Um sich selbst ein Bild zu machen, hat das Gericht den Prozess direkt an den Zaun verlegt. In Anzug und mit Aktentasche standen die drei Richter des 20. Zivilsenats unter Leitung von Erfried Schüttpelz also auf dem Worringer Platz, umringt von Klägerin und Beklagtem, deren Anwälten und vielen Zuschauern.

Das Gericht müsse, so Schüttpelz, die Interessen der Urheberin und des Nutzers gegeneinander abwägen. Dafür sei grundlegend, ob es sich um ein reines Kunstwerk oder ein Gebrauchswerk handele. Also liefen sie über den Platz, inspizierten die Lichtbänke, die Bodenleuchten und eine kaputte Glasscheibe, vorbei am Pissoir und an einer Gruppe Abhängiger, von denen sich gerade einer eine Crackpfeife anzündete. „Gibt’s hier was umsonst?“, fragt eine Frau, die an der Menschentraube vorbei torkelt, ein Mann weiß offenbar, worum es geht, und ruft: „Einfach durchknipsen den Zaun“.

Obwohl das Oberlandesgericht über eine mögliche Urheberrechtsverletzung entscheidet, bedeutet der Zaun längst viel mehr – er ist zum Politikum geworden. Die eigentliche Frage ist: Wohin mit den suchtkranken Menschen? Eingezäunt ist beinahe die Hälfte des zweigeteilten Platzes, wie auch einer der Richter feststellte. Streetworker und die benachbarte Drogenhilfe beklagen immer wieder, dass der Raum für die Drogenabhängigen so beengt geworden sei, dass es häufiger zu Auseinandersetzungen komme.

Die Architektin sagt, der Zaun verdränge die Menschen nur von dem Platz, der durch seine Beleuchtung Kriminalität entgegenwirke. Die Stadt habe den Platz aber nicht instand gehalten. Der Gastronom argumentiert, dass er sein Lokal vor Zerstörung schützen wolle. Der Zaun habe geholfen, die Situation dort zu befrieden. Dass dies keine Lösung für die Drogenabhängigen sei, wisse er natürlich.
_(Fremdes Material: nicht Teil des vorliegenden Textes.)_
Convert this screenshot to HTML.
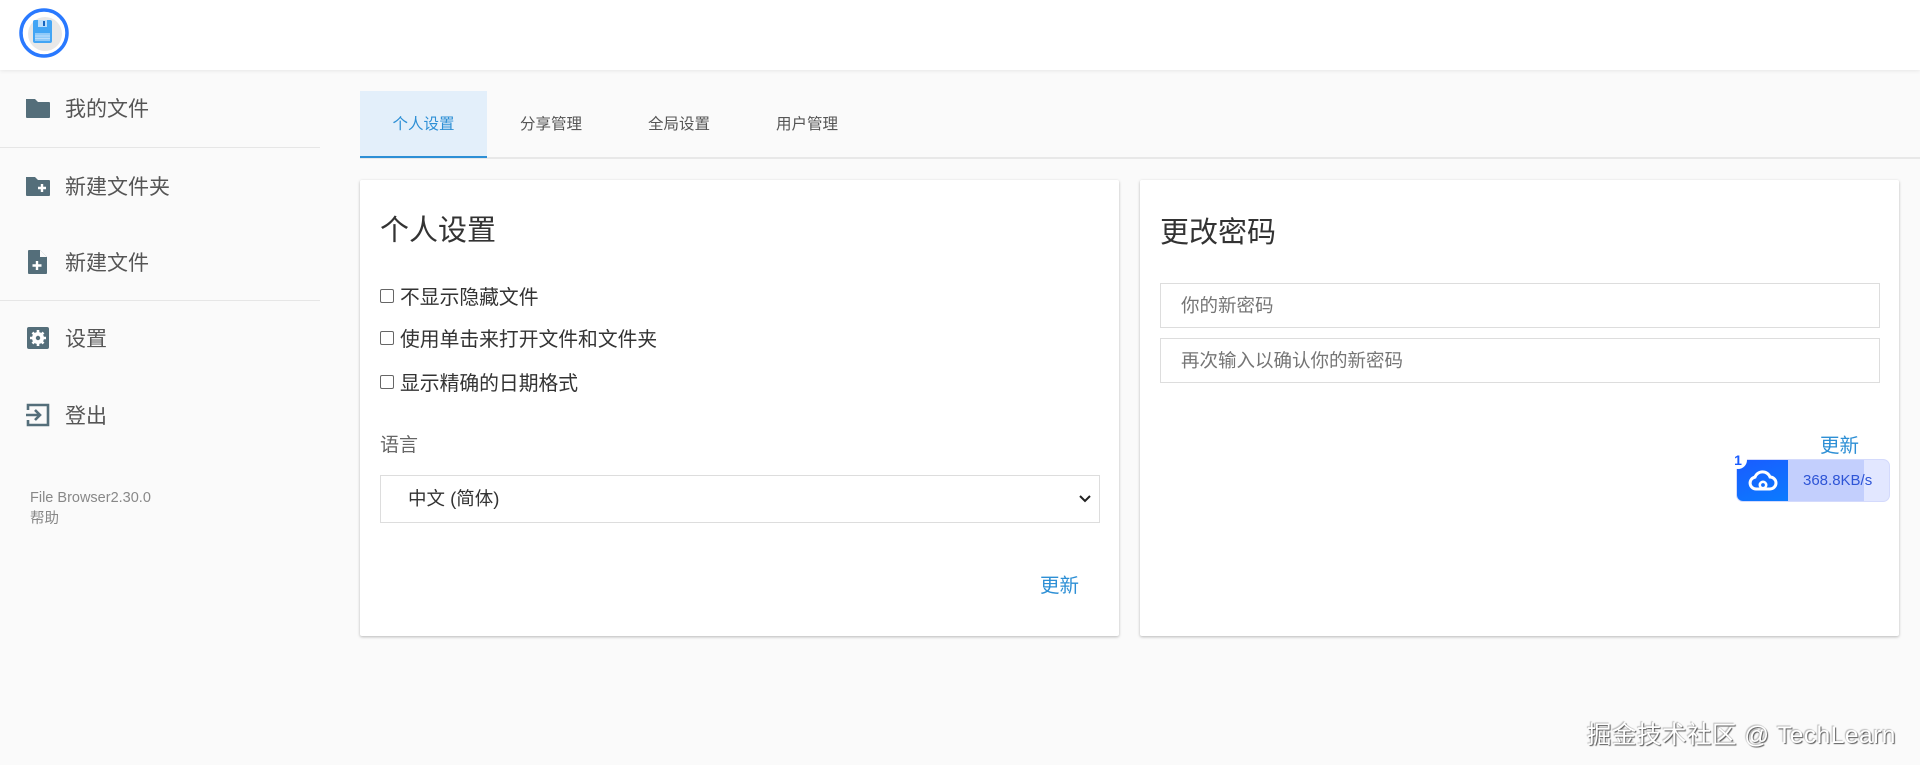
<!DOCTYPE html>
<html><head><meta charset="utf-8"><style>
*{box-sizing:border-box;margin:0;padding:0}
body{width:1920px;height:765px;overflow:hidden;background:#fafafa;font-family:"Liberation Sans","Noto Sans CJK SC",sans-serif;color:#333;position:relative}
.hdr{position:absolute;left:0;top:0;width:1920px;height:70px;background:#fff;box-shadow:0 1px 4px rgba(0,0,0,.08)}
.abs{position:absolute}
.nav{position:absolute;left:0;width:320px;height:76px;display:flex;align-items:center;font-size:21px;color:#555}
.nav svg{position:absolute;left:25px}
.nav span{position:absolute;left:65px}
.div{position:absolute;left:0;width:320px;height:1px;background:#e6e6e6}
.tab{position:absolute;top:91px;height:67px;line-height:67px;font-size:15.5px;color:#555;text-align:center}
.card{position:absolute;top:180px;width:759px;height:456px;background:#fff;box-shadow:0 1px 3px rgba(0,0,0,.18),0 1px 2px rgba(0,0,0,.1);border-radius:2px}
.ttl{position:absolute;font-size:29px;color:#333}
.cb{position:absolute;left:20px;font-size:19.8px;color:#333;display:flex;align-items:center}
.cb i{display:inline-block;width:14px;height:14px;border:1px solid #666;border-radius:2px;margin-right:6px}
.inp{position:absolute;left:20px;width:720px;height:45px;border:1px solid #ddd;font-size:18.5px;color:#757575;padding-left:20px;line-height:43px}
.blue{color:#2d8fd5}
</style></head><body>
<div class="hdr">
<svg class="abs" style="left:18px;top:7px" width="52" height="52" viewBox="0 0 52 52"><circle cx="26" cy="26" r="23" fill="#fff" stroke="#2979ff" stroke-width="3.5"/><circle cx="27" cy="27" r="17" fill="#e8e8e8"/><rect x="15" y="13" width="19" height="23" rx="2" fill="#42a5f5"/><rect x="20" y="13" width="9" height="7" fill="#bbdefb"/><rect x="25" y="14" width="2" height="5" fill="#1565c0"/><rect x="17" y="26" width="15" height="8" fill="#90caf9"/><line x1="17" y1="29" x2="32" y2="29" stroke="#bbdefb"/><line x1="17" y1="31.5" x2="32" y2="31.5" stroke="#bbdefb"/></svg>
</div>

<div class="nav" style="top:70px"><svg width="26" height="22" viewBox="0 0 26 22"><path d="M1 2h9l3 3h11a1 1 0 0 1 1 1v14a1 1 0 0 1-1 1H2a1 1 0 0 1-1-1z" fill="#546e7a"/></svg><span>我的文件</span></div>
<div class="div" style="top:147px"></div>
<div class="nav" style="top:148px"><svg width="26" height="22" viewBox="0 0 26 22"><path d="M1 2h9l3 3h11a1 1 0 0 1 1 1v14a1 1 0 0 1-1 1H2a1 1 0 0 1-1-1z" fill="#546e7a"/><path d="M17 9v8M13 13h8" stroke="#fff" stroke-width="2.4"/></svg><span>新建文件夹</span></div>
<div class="nav" style="top:224px"><svg width="26" height="26" viewBox="0 0 26 26"><path d="M4 1h11l7 7v16a1 1 0 0 1-1 1H4a1 1 0 0 1-1-1V2a1 1 0 0 1 1-1z" fill="#546e7a"/><path d="M15 1v7h7" fill="#fafafa"/><path d="M12 12v9M7.5 16.5h9" stroke="#fff" stroke-width="2.4"/></svg><span>新建文件</span></div>
<div class="div" style="top:300px"></div>
<div class="nav" style="top:300px"><svg width="26" height="24" viewBox="0 0 26 24"><rect x="2" y="1" width="22" height="22" rx="2" fill="#546e7a"/><circle cx="13" cy="12" r="6" fill="#fff"/><circle cx="13" cy="12" r="2.2" fill="#546e7a"/><path d="M13 4v4M13 16v4M5 12h4M17 12h4M7.5 6.5l2.8 2.8M15.7 14.7l2.8 2.8M7.5 17.5l2.8-2.8M15.7 9.3l2.8-2.8" stroke="#fff" stroke-width="2.6"/></svg><span>设置</span></div>
<div class="nav" style="top:377px"><svg width="26" height="24" viewBox="0 0 26 24"><path d="M3 7V2h20v20H3v-5" fill="none" stroke="#546e7a" stroke-width="2.6"/><path d="M1 12h13M10 7l5 5-5 5" fill="none" stroke="#546e7a" stroke-width="2.6"/></svg><span>登出</span></div>
<div class="abs" style="left:30px;top:488px;font-size:14.5px;color:#888;line-height:21px">File Browser2.30.0<br>帮助</div>

<div class="abs" style="left:360px;top:157px;width:1560px;height:2px;background:#e8e8e8"></div>
<div class="abs" style="left:360px;top:91px;width:127px;height:67px;background:#e3effa;border-bottom:2px solid #2d8fd5"></div>
<div class="tab" style="left:360px;width:127px;color:#2d8fd5">个人设置</div>
<div class="tab" style="left:487px;width:128px">分享管理</div>
<div class="tab" style="left:615px;width:128px">全局设置</div>
<div class="tab" style="left:743px;width:128px">用户管理</div>

<div class="card" style="left:360px">
<div class="ttl" style="left:20px;top:27px">个人设置</div>
<div class="cb" style="top:101px"><i></i>不显示隐藏文件</div>
<div class="cb" style="top:143px"><i></i>使用单击来打开文件和文件夹</div>
<div class="cb" style="top:187px"><i></i>显示精确的日期格式</div>
<div class="abs" style="left:20px;top:250px;font-size:19px;color:#666">语言</div>
<div class="inp" style="top:295px;height:48px;line-height:46px;color:#333;padding-left:27px">中文 (简体)<svg class="abs" style="right:8px;top:19px" width="12" height="8" viewBox="0 0 12 8"><path d="M1 1l5 5 5-5" fill="none" stroke="#222" stroke-width="2"/></svg></div>
<div class="abs blue" style="left:680px;top:389px;font-size:19.5px">更新</div>
</div>

<div class="card" style="left:1140px">
<div class="ttl" style="left:20px;top:29px">更改密码</div>
<div class="inp" style="top:103px">你的新密码</div>
<div class="inp" style="top:158px">再次输入以确认你的新密码</div>
<div class="abs blue" style="left:680px;top:249px;font-size:19.5px">更新</div>
</div>

<div class="abs" style="left:1736px;top:459px;width:154px;height:43px;border-radius:7px;background:#e2e7ff;border:1px solid #d4dafc;overflow:hidden">
<div class="abs" style="left:0;top:0;width:51px;height:43px;background:linear-gradient(160deg,#1a5cff,#0a7cff)"></div>
<div class="abs" style="left:51px;top:0;width:76px;height:43px;background:#c3cffd"></div>
<svg class="abs" style="left:11px;top:9px" width="30" height="24" viewBox="0 0 30 24"><path d="M8 20a6 6 0 0 1-1-11.9A8 8 0 0 1 22 8a6 6 0 0 1 0 12z" fill="none" stroke="#fff" stroke-width="3"/><circle cx="15" cy="16" r="3.2" fill="none" stroke="#fff" stroke-width="2.6"/></svg>
<div class="abs" style="left:66px;top:12px;font-size:15px;color:#2e55d6">368.8KB/s</div>
</div>
<div class="abs" style="left:1729px;top:451px;width:18px;height:18px;border-radius:9px;background:#fff;font-size:14px;font-weight:bold;color:#1a5cff;text-align:center;line-height:18px">1</div>

<div class="abs" style="left:1587px;top:716px;font-size:24.5px;color:#fff;text-shadow:1px 1px 1px #555,-1px -1px 1px #bbb;letter-spacing:.5px">掘金技术社区 @ TechLearn</div>
</body></html>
Das Düsseldorfer Landgericht hatte im vergangenen Jahr nach einer mündlichen Verhandlung die Klage der Architektin zurückgewiesen. Sie sei zwar Miturheberin, stellte das Gericht fest, doch der Platz habe sein Erscheinungsbild schon vor dem Bau des Zauns so stark verändert und entsprach damit schon nicht mehr dem Konzept.

Dem Oberlandesgericht gegenüber betonte Christiane Voigt, dass sie gegen die Pizzeria nichts einzuwenden habe. „Es geht nur um den Zaun“, sagte die Architektin. „Der Rest kann so bleiben.“

Gastronom Hassan Akgüvercin erzählte, er habe der Stadt vor drei Wochen angeboten, sein Geschäft an einen ganz anderen Ort zu verlegen, weg vom Worringer Platz. Er verrät nicht wo, doch es sei städtisches Gelände. Auf eine Antwort der Stadtverwaltung warte er noch.

Nun werden mindestens sechs Wochen vergehen, in denen die Parteien weitere Fotos und Unterlagen einreichen und dazu Stellung nehmen können. Dann folgt eine weitere mündliche Verhandlung, diesmal im Sitzungssaal.